PIRI 100: Global performance trends affecting residential real estate in 2020
Knight Frank’s annual Prime International Residential Index shows which cities dominate the global residential market
4 minutes to read
Cities shine
The latest results of the PIRI 100 – our unique Prime International Residential Index – reveal a diverse range of global performance trends.
Uncertainty, in all its guises, proved the watchword of 2019. While wealth continued to rise and interest rates in most advanced economies remained at record lows, a slowing global economy, property taxes and, in some cases, a surplus of luxury homes for sale, all weighed on prime property price growth.
The results of our Prime International Residential Index (PIRI), now in its 13th year, reflect this. While growth ranged from double-digit hikes in some markets to significant falls in others, we saw a shift in the trend of moderating growth that has prevailed since 2013. In 2019, the 100 locations covered by PIRI recorded average price rises of almost 2% - up from 1.3% in 2018, but still some way off the 2.8% recorded in 2013.
Urban power
This year’s PIRI top ten is occupied by a mix of world regions as well as advanced and emerging markets. Cities dominate, as opposed to second home markets and, despite the euro zone’s economic fragility, four European cities make an appearance: Frankfurt (+10.3%), Lisbon (+9.6%), Athens (+7.0%) and Berlin (+6.5%).
Surprisingly, Athens and Cyprus (+4.3%) are now outperforming their Italian counterparts, but they are rising from a low base, with prime prices still around 35% below their 2008 peak. The Italian non-dom tax may yet prove a game changer, offering UHNWIs the opportunity of a €100,000 flat tax on global income in return for a slice of the Italian lifestyle. However, Greece is hot on its tail having replicated the scheme in 2019.
In Asia, the US China trade war, protests in Hong Kong and, in some markets, more stringent property regulations, tempered activity in some markets and diverted capital to others. Gone are the days of 30% annual growth in China’s metropolises: Seoul and Taipei are now the region’s frontrunners with annual growth of almost 9% and 8%, respectively.
China’s top-tier cities saw price growth drift lower in 2019. As my colleague David Ji, our Head of Research for Greater China, points out: “Much of 2019 was dominated by an escalating trade war with the US and this, combined with the government’s determination to curb price inflation via a range of cooling measures, led to more muted price growth.”
Hong Kong resilient
David adds: “Hong Kong (+2.9%) surprised on the upside in 2019, with a mortgage cap reduction and three interest rate reductions mitigating some of the impact of the political volatility.”

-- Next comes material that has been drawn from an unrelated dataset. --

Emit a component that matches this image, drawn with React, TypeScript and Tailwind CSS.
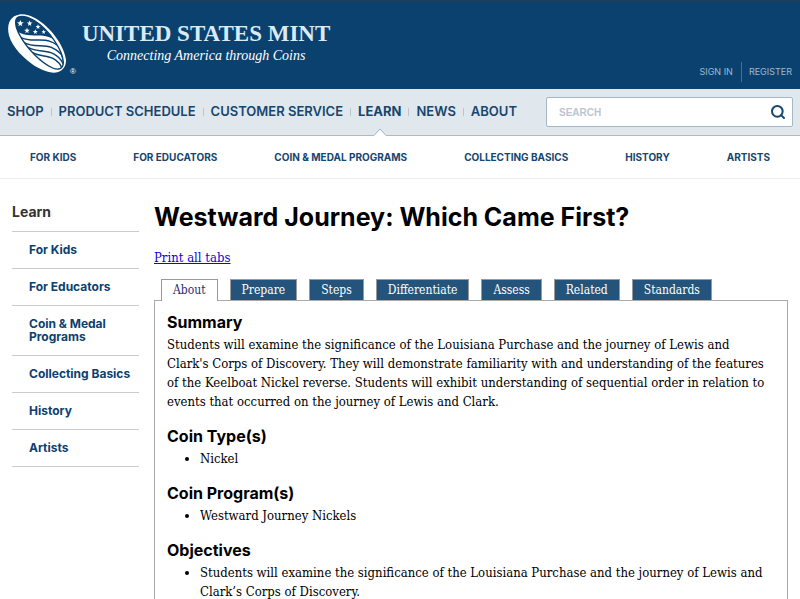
import { useState } from "react";
import { Search } from "lucide-react";
import { twMerge } from "tailwind-merge";

const cn = twMerge;

const mainLinks = ["Shop", "Product Schedule", "Customer Service", "Learn", "News", "About"];

const learnLinks = ["For Kids", "For Educators", "Coin & Medal Programs", "Collecting Basics", "History", "Artists"];

const tabs = ["About", "Prepare", "Steps", "Differentiate", "Assess", "Related", "Standards"];

const sections = [
  { title: "Coin Type(s)", items: ["Nickel"] },
  { title: "Coin Program(s)", items: ["Westward Journey Nickels"] },
  {
    title: "Objectives",
    items: [
      "Students will examine the significance of the Louisiana Purchase and the journey of Lewis and Clark’s Corps of Discovery.",
    ],
  },
];

const FACE = "M56 27 C42 32 45 56 60 83 C80 120 122 164 158 180 C174 187 190 184 190 162 C188 126 148 66 103 38 C84 27 68 23 56 27 Z";
const STAR = "M0 -10 L3 -3 L10 -3 L4 2 L6 9 L0 5 L-6 9 L-4 2 L-10 -3 L-3 -3 Z";

function CoinLogo() {
  return (
    <svg viewBox="0 0 240 216" className="h-[72px] w-20 shrink-0" aria-hidden="true">
      <clipPath id="coin-face">
        <path d={FACE} />
      </clipPath>
      <path
        d="M56 20 C34 24 22 42 25 72 C28 104 60 142 96 168 C126 190 162 200 180 190 C192 182 198 172 198 156 C194 116 152 56 106 31 C88 21 70 17 56 20 Z"
        fill="#fff"
      />
      <path d={FACE} fill="#0b416f" />
      {/* flag stripes */}
      <g clipPath="url(#coin-face)">
        <path d="M50 70 C78 88 104 80 134 84 C152 87 164 94 174 106 L196 190 L150 190 L60 110 Z" fill="#fff" />
        <g fill="none" stroke="#0b416f" strokeWidth="4.5">
          <path d="M62 88 C92 104 122 90 150 100 C168 106 178 114 186 128" />
          <path d="M72 104 C100 120 130 108 154 118 C172 126 184 136 192 150" />
          <path d="M84 118 C110 132 136 126 158 136 C174 144 184 154 190 168" />
          <path d="M98 134 C120 146 142 142 160 152 C174 160 182 168 186 182" />
        </g>
      </g>
      <path d={FACE} fill="none" stroke="#0b416f" strokeWidth="4" />
      <g fill="#fff">
        <path d={STAR} transform="translate(61 46)" />
        <path d={STAR} transform="translate(89 46) scale(.85)" />
        <path d={STAR} transform="translate(114 56) scale(.75)" />
        <path d={STAR} transform="translate(81 68) scale(.85)" />
        <path d={STAR} transform="translate(106 71) scale(.75)" />
        <path d={STAR} transform="translate(131 72) scale(.65)" />
      </g>
    </svg>
  );
}

function Header() {
  return (
    <header className="flex h-[89px] items-start justify-between border-t-2 border-[#1b3f5c] bg-[#0b416f]">
      <a href="#home" className="flex pt-[6px] text-white">
        <CoinLogo />
        <span className="-ml-[10px] self-end pb-[2px] font-['Liberation_Sans'] text-[8px] leading-3">®</span>
        <span className="ml-[6px] pt-[14px] font-['Liberation_Serif',serif]">
          <span className="block text-[23px] leading-6 font-bold text-[#dceaf2]">UNITED STATES MINT</span>
          <span className="block text-center text-sm leading-5 italic">Connecting America through Coins</span>
        </span>
      </a>
      <nav aria-label="Account" className="flex self-end pr-2 pb-[7px] font-['Inter',sans-serif] text-[9px] leading-5 text-[#9dbad0] uppercase">
        <a href="#signin" className="border-r border-[#47708f] pr-2">Sign In</a>
        <a href="#register" className="pl-[7px]">Register</a>
      </nav>
    </header>
  );
}

function MainNav() {
  return (
    <div className="flex h-[47px] justify-between border-b border-[#a9bac9] bg-[#e1e8ed] px-[7px]">
      <nav aria-label="Main" className="font-['Inter',sans-serif] text-[13px] text-[#15466f] uppercase">
        <ul className="flex h-full items-center">
          {mainLinks.map((name) => (
            <li key={name} className="group relative flex h-full items-center">
              <a href="#nav" className={name === "Learn" ? "font-bold" : "font-semibold"}>{name}</a>
              <span className="mx-[7px] h-2 w-px bg-[#b9c6d1] group-last:hidden" />
              {name === "Learn" && (
                <svg viewBox="0 0 12 8" className="absolute -bottom-px left-4 h-2 w-3" aria-hidden="true">
                  <path d="M0 7.5 L6 1 L12 7.5 V8 H0 Z" fill="#fff" />
                  <path d="M0 7.5 L6 1 L12 7.5" fill="none" stroke="#a1b1c1" />
                </svg>
              )}
            </li>
          ))}
        </ul>
      </nav>
      <form className="my-2 flex h-[30px] w-[247px] items-center rounded-[2px] border border-[#a3b8c8] bg-white pr-[6px] pl-3">
        <input
          type="search"
          aria-label="Search"
          placeholder="SEARCH"
          className="min-w-0 flex-1 font-['Liberation_Sans',sans-serif] text-[10px] font-bold outline-none placeholder:text-[#bcc6cf]"
        />
        <button type="button" aria-label="Submit search" className="text-[#15466f]">
          <Search size={16} strokeWidth={3} />
        </button>
      </form>
    </div>
  );
}

function SubNav() {
  return (
    <nav aria-label="Learn" className="h-[43px] border-b border-[#eeeeee] px-[30px] font-['Inter',sans-serif] text-[10px] font-bold text-[#15466f] uppercase">
      <ul className="flex h-full items-center justify-between">
        {learnLinks.map((name) => (
          <li key={name}>
            <a href="#learn">{name}</a>
          </li>
        ))}
      </ul>
    </nav>
  );
}

function Sidebar() {
  return (
    <aside className="w-[127px] shrink-0 pt-[22px] font-['Inter',sans-serif]">
      <h2 className="pb-[9px] text-sm leading-[21px] font-bold text-[#333333]">Learn</h2>
      <ul className="border-t border-[#cccccc]">
        {learnLinks.map((name) => (
          <li key={name} className="border-b border-[#cccccc] pt-[11px] pb-3 pl-[17px] text-[12px] leading-[13px] font-bold text-[#0b416f]">
            <a href="#learn">{name}</a>
          </li>
        ))}
      </ul>
    </aside>
  );
}

const headingClass = "font-['Inter',sans-serif] text-base leading-[26px] font-bold";

export default function App() {
  const [active, setActive] = useState("About");

  return (
    <div className="h-screen overflow-hidden bg-white text-black">
      <Header />
      <MainNav />
      <SubNav />
      <div className="flex gap-[15px] px-3">
        <Sidebar />
        <main className="min-w-0 flex-1 font-['DejaVu_Serif_Condensed','DejaVu_Serif',serif] text-[13px] leading-[19px]">
          <h1 className="pt-[22px] font-['Inter',sans-serif] text-[25px] leading-8 font-bold">
            Westward Journey: Which Came First?
          </h1>
          <p className="pt-[15px]">
            <a href="#print" className="text-[#1500e0] underline">Print all tabs</a>
          </p>
          <div role="tablist" aria-label="Lesson plan" className="relative flex gap-3 px-[7px] pt-3">
            {tabs.map((name) => (
              <button
                key={name}
                role="tab"
                aria-selected={name === active}
                onClick={() => setActive(name)}
                className={cn(
                  "h-[21px] border border-b-0 border-[#999999] bg-[#24547c] px-[11px] text-[12px] text-white",
                  name === active && "-mb-px h-[22px] bg-white text-[#1f2f6b]"
                )}
              >
                {name}
              </button>
            ))}
          </div>
          <div role="tabpanel" className="border border-[#aaaaaa] pt-2 pr-4 pl-3">
            <section className="mb-3">
              <h2 className={headingClass}>Summary</h2>
              <p>
                Students will examine the significance of the Louisiana Purchase and the journey of Lewis and Clark's
                Corps of Discovery. They will demonstrate familiarity with and understanding of the features of the
                Keelboat Nickel reverse. Students will exhibit understanding of sequential order in relation to events
                that occurred on the journey of Lewis and Clark.
              </p>
            </section>
            {sections.map((section) => (
              <section key={section.title} className="mb-3">
                <h2 className={headingClass}>{section.title}</h2>
                <ul className="list-disc pl-[33px]">
                  {section.items.map((item) => (
                    <li key={item}>{item}</li>
                  ))}
                </ul>
              </section>
            ))}
          </div>
        </main>
      </div>
    </div>
  );
}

Singapore (+1.2%) is firmly back in the spotlight: higher rates of stamp duty for overseas buyers are no longer considered draconian, rather a trade-off for stable politics and a secure currency in a city-state that applies no capital gains tax or estate duties.
Once a stellar performer, prime prices in Auckland (-0.7%) are correcting in response to the 2018 foreign buyer ban and economic headwinds. However, according to Ian Little, Research Manager at our partners Bayley’s in New Zealand, “a recent rise in enquiries from expats and lower interest rates are softening the impact”.
Sydney leads the five Australian markets tracked by PIRI with price growth of 3.7% – constrained supply and cheaper finance are underpinning prices.
Mounting challenges, both economic, political and climatic, are curtailing prime price growth for our African cities. Prime sales in Cape Town held up but prices dipped (-1.5%) as longstanding vendors proved more flexible on price.
Dubai’s hosting of Expo 2020, the first to be held in the GCC region, along with an overhaul of investment visas – as well as greater powers for Dubai’s Real Estate and Regulatory Agency (RERA), which empowers it to oversee the strategy for all future real estate projects – are together adding some optimism to the market. The annual rate of decline slowed to -0.7% in 2019.
London calling
Against a backdrop of turbulence and protracted political wrangling surrounding Brexit, London registered a fall of 2.6% in 2019. However, the Conservatives’ decisive victory in December’s general election provided some much-needed clarity and the market looks set to gain traction in 2020. Vancouver (-8.3%), once a favoured market with Chinese buyers, has seen a deluge of regulations since 2016, from a 20% foreign buyer tax to occupancy taxes, and was the PIRI 100’s weakest performer in 2019. However, the annual rate of decline has slowed since Q1 2019 and sales increased by 87% in December 2019 year-on-year, according to our local associate Kevin Skipworth of Dexter Realty, referencing sales numbers from the Real Estate Board of Vancouver. This suggests a potential change in direction, albeit a slow one.